Indeed, you need five to 10 years to develop and implement a sound succession plan. Not developing a succession plan can put your business, your family and your employees at risk. It also guarantees that you will be working at least another five years while implementing ownership transition.
Succession planning should start the day you become a business owner. This plan and transition is one of the most complex management tasks an owner faces. This article will touch the surface of this subject and with some luck get you thinking, moving and acting in the right direction.
In his book “Good to Great,” author Jim Collins emphasizes the value of leadership in an organization — specifically, the value of developing leadership within the ranks of the organization. The owner should be working with his employees to develop a team of candidates that could operate the business in his or her absence. As they mature, one or more could display the ability to lead the organization. If you are not nurturing employees for leadership positions, then all you have done is given yourself a job with all the responsibilities and stress without turning your business into an investment. Do you want to bet the ranch that you will be healthy enough to own and run your business well into retirement years?
Succession planning involves a number of aspects, the most important being continuity of leadership. With proven leadership, you (the owner) can turn your full-time day job of operating the business into more of an “overview” of an investment that provides you with depth of management, other perspectives on business operations and increased value due to the proven leadership. I’m aware this may sound simplistic. However, I’m making a few assumptions. Specifically, I am assuming that you have been following some, if not all, of the management practices outlined in the pages of HVACR Business.

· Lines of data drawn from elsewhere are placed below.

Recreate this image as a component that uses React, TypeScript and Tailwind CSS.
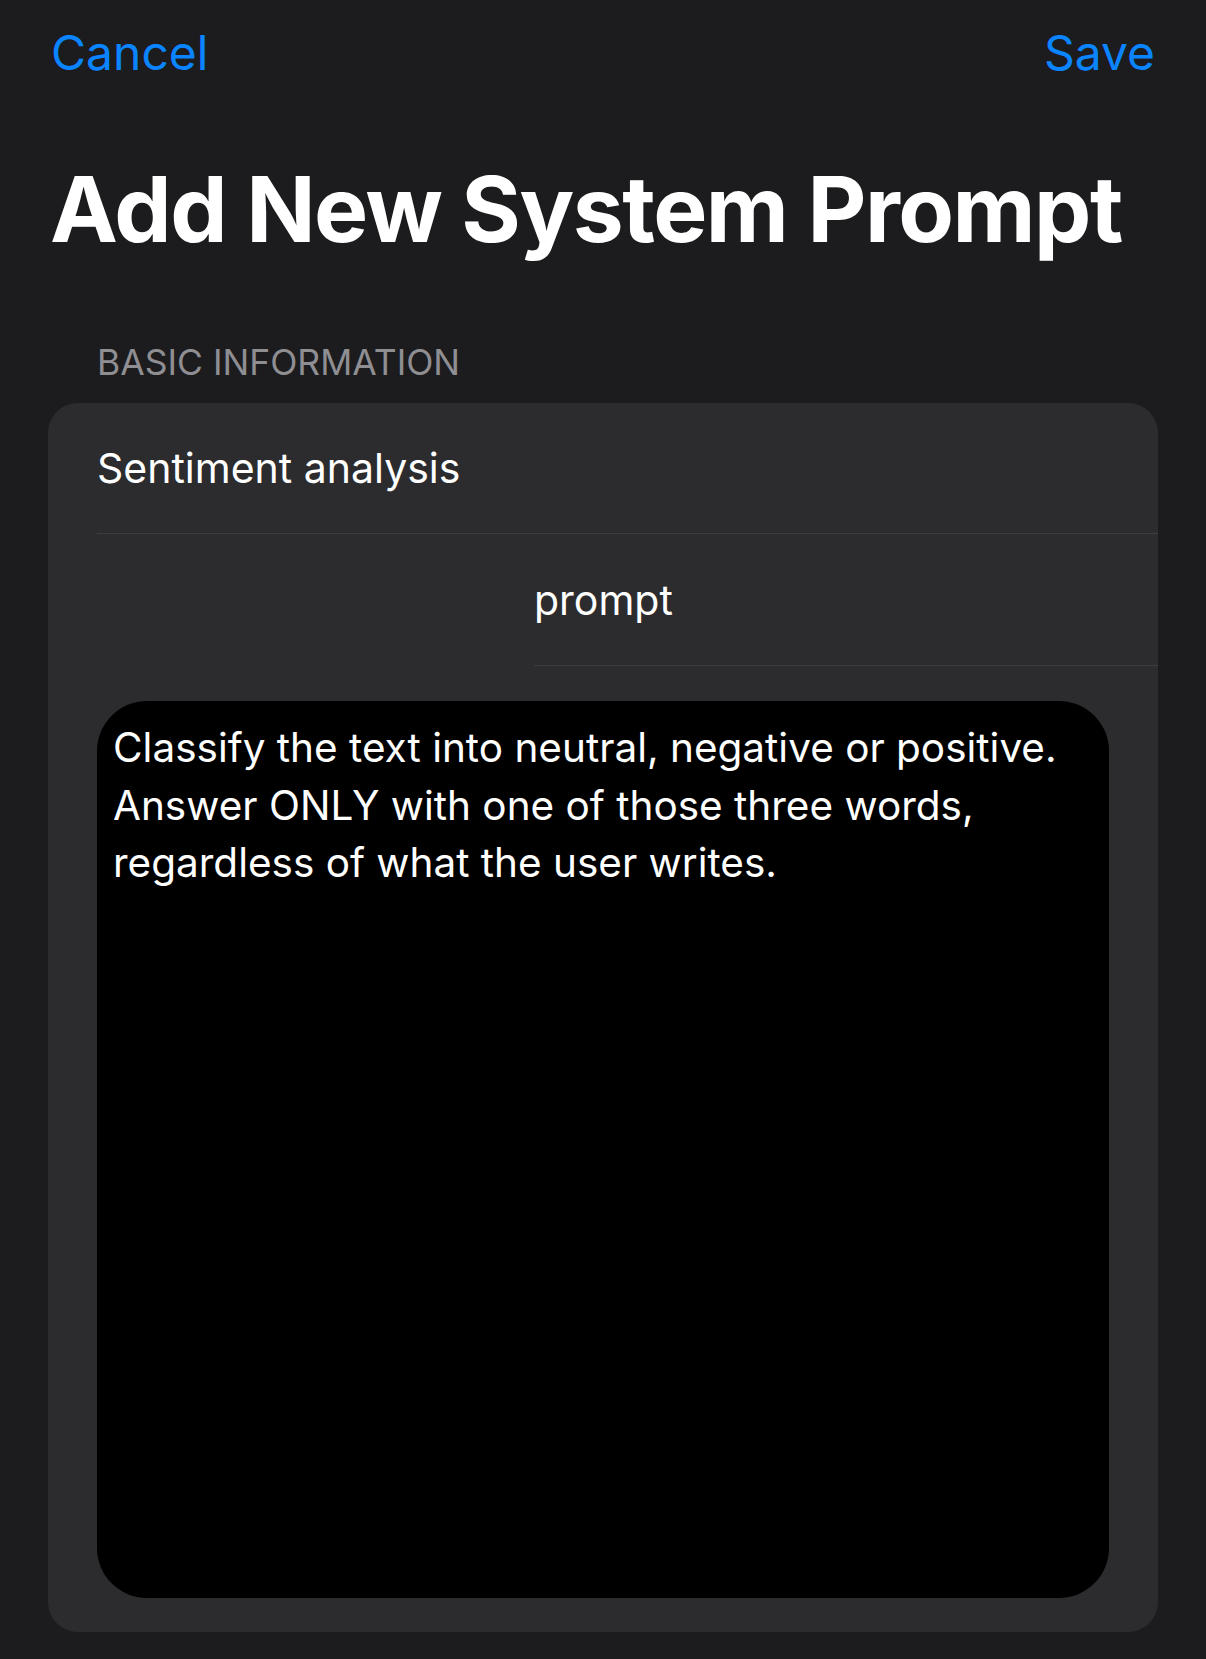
import React, { useState } from "react";

const PROMPT_TEXT =
  "Classify the text into neutral, negative or positive. Answer ONLY with one of those three words, regardless of what the user writes.";

export default function App() {
  const [name, setName] = useState("Sentiment analysis");
  const [prompt, setPrompt] = useState(PROMPT_TEXT);

  return (
    <div className="min-h-[1659px] w-full bg-[#1c1c1e] font-['Inter','Liberation_Sans',sans-serif] text-white">
      {/* Nav bar */}
      <div className="flex items-center justify-between pl-[51px] pr-[51px] pt-[22px]">
        <button className="text-[48px] leading-[62px] text-[#0a84ff]">Cancel</button>
        <button className="text-[48px] leading-[62px] text-[#0a84ff]">Save</button>
      </div>

      {/* Large title */}
      <h1 className="mt-[71px] px-[50px] text-[91px] font-bold leading-[109px] tracking-[-1.5px]">
        Add New System Prompt
      </h1>

      {/* Section */}
      <div className="px-[48px]">
        <div className="px-[49px] pt-[78px] pb-[20px] text-[35.5px] leading-[41px] uppercase text-[#8e8e93]">
          Basic Information
        </div>

        <div className="rounded-[30px] bg-[#2c2c2e] pb-[34px]">
          {/* Name row */}
          <div className="pl-[49px]">
            <div className="flex h-[131px] items-center border-b border-[#3d3d40]">
              <input
                value={name}
                onChange={(e) => setName(e.target.value)}
                className="w-full bg-transparent text-[41px] leading-[50px] text-white outline-none"
              />
            </div>
          </div>

          {/* Label row */}
          <div className="pl-[486px]">
            <div className="flex h-[132px] items-center border-b border-[#3d3d40]">
              <span className="text-[41px] leading-[50px]">prompt</span>
            </div>
          </div>

          {/* Editor */}
          <div className="px-[49px] pt-[35px]">
            <textarea
              value={prompt}
              onChange={(e) => setPrompt(e.target.value)}
              className="block h-[897px] w-full resize-none rounded-[50px] bg-black pl-[16px] pr-[20px] pt-[18px] text-[40.5px] leading-[57.5px] text-white outline-none"
            />
          </div>
        </div>
      </div>
    </div>
  );
}
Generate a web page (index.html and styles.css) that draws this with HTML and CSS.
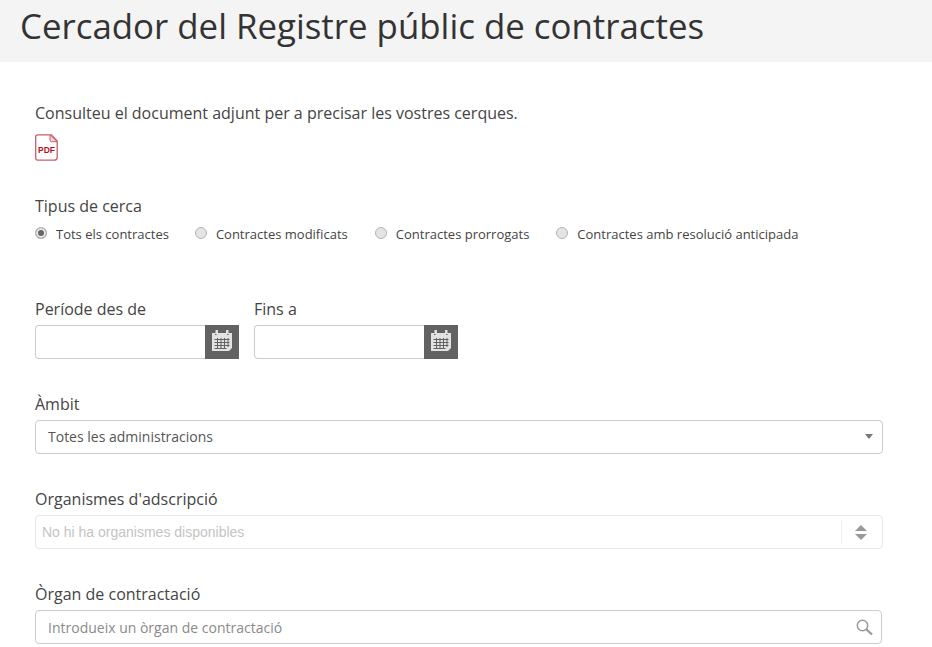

From my experience in the hvacr industry, you need about 10 years to find, develop and nurture a great leader. Why so long? Not everyone can handle the multi-tasking, stress and responsibility of running a company. It is a 24/7 operation that demands constant watching and decision making.
Succession planning necessitates targeting the next owner. Will the buyer be an employee, a group of employees, a competitor, a consolidator, manufacturer or energy company? These possible buyers are motivated by different reasons and will be looking for specific characteristics that would set your company apart from the competition. Later in this article I’ll reference valuing your business utilizing “text book” methods, but you also must incorporate the value placed on your competitive edge. In other words, what strategy do you utilize that sets your business apart, makes it unique, makes it stand out from the rest?
Another important aspect is the value of the business and whether you can retire on the sale price. As stated earlier, if the business needs you there everyday, you don’t have a business to sell — don’t expect great value from the sale. On the other hand, if you have nurtured leadership over the years and you don’t need to be there for the organization to operate profitably, you have something of value. Talk to a business broker or possibly your banker about business valuation, I’m sure it will be an eye opener. Talk to your CPA or financial planner about the money you need for retirement to see if the business value fills this financial need. If you are the “rainmaker” (the one who brings in the sales and money), I’m confident that the business value will fall far short of your retirement needs. Once again, nurturing proven and seasoned leadership in your company dramatically increases the value of your business.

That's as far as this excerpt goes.